A former aide to the Senate Armed Services Committee agrees: "Always before, Nunn's demands were quantitative; he just wanted to spend more. Now he says the Democrats should stand for something. Now he's concerned about the quality of defense as well. Where was he when we needed him?
"Back in 1979 he could have gotten any defense program out of President Jimmy Carter he wanted in exchange for his support on SALT II strategic arms treaty , in addition to the spending increase he pushed for. Still, in the last couple of years there's evidence that he's trying. We all live and learn."
Only in recent months have the Democrats been able to markedly alter the Reagan defense buildup, after more than four years of going along with the president, or failing when they tried to challenge him.
"They just can't bite the bullet and vote against something like the MX missile ," said Jeremy J. Stone, director of the Federation of American Scientists. "I find them embarrassing to watch. They're like a grandfather who always grumbles but always hands over the money. They always find a reason, like trading their votes for MX for the president's promise to seek a meaningful arms control agreement."
But the times may be changing.
"Until the last six months or so the Republicans had more unity and cohesion on defense than the Democrats," Record said. "But this has come unraveled this year because of the budget deficits and their deficit phobia."
"The next four or five years will be the toughest in a long time because of the economic problem," Nunn said, in a reference to new Pentagon budget constraints. "We're trying to force them to sort out their priorities.

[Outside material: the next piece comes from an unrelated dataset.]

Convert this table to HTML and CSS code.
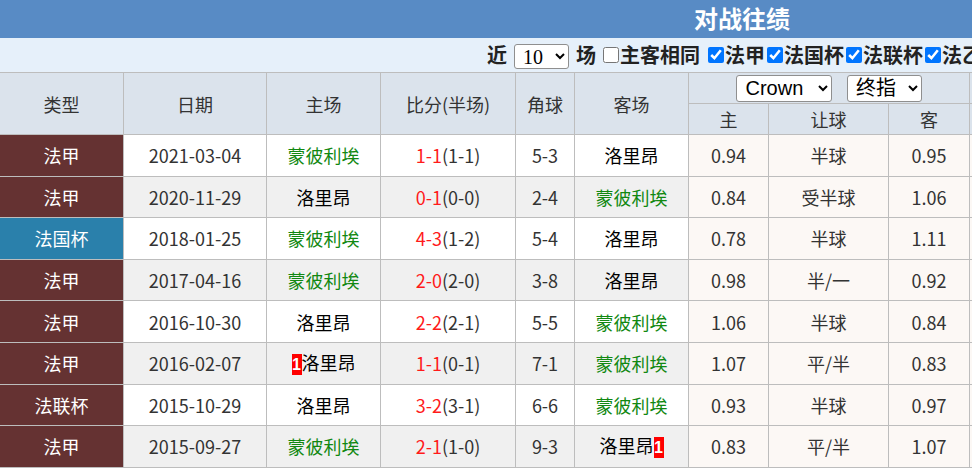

The services have run the show in this administration and have gotten almost everything they wanted," he said.
Nunn has specialized in defense issues since he was first elected to the Senate in 1972. He came by this interest naturally.
The late Rep. Carl Vinson (D-Ga.), a longtime chairman of the House Armed Services Committee, was Nunn's great uncle. Nunn inherited the Armed Services Committee seat of the late Richard B. Russell (D-Ga.). Sen. John C. Stennis (D-Miss.), Russell's successor as Senate Armed Services Committee chairman, gave Nunn opportunities to play an active role. Nunn was the protege of the late Sen. Henry M. Jackson (D-Wash.). Today he is regarded as more knowledgeable on detail than Russell and more flexible and open-minded than Jackson.
During Nunn's first years in the Senate, Democrats like Stennis and Jackson were opponents of their more numerous liberal Democratic colleagues. But today those divisions are much less sharp. Time and a changing climate of opinion in the party are helping to close the gap between Nunn and the liberal wing of the Democratic Party. Democrats now acknowledge that they need a defense program of their own, and Sam Nunn is trying to provide one.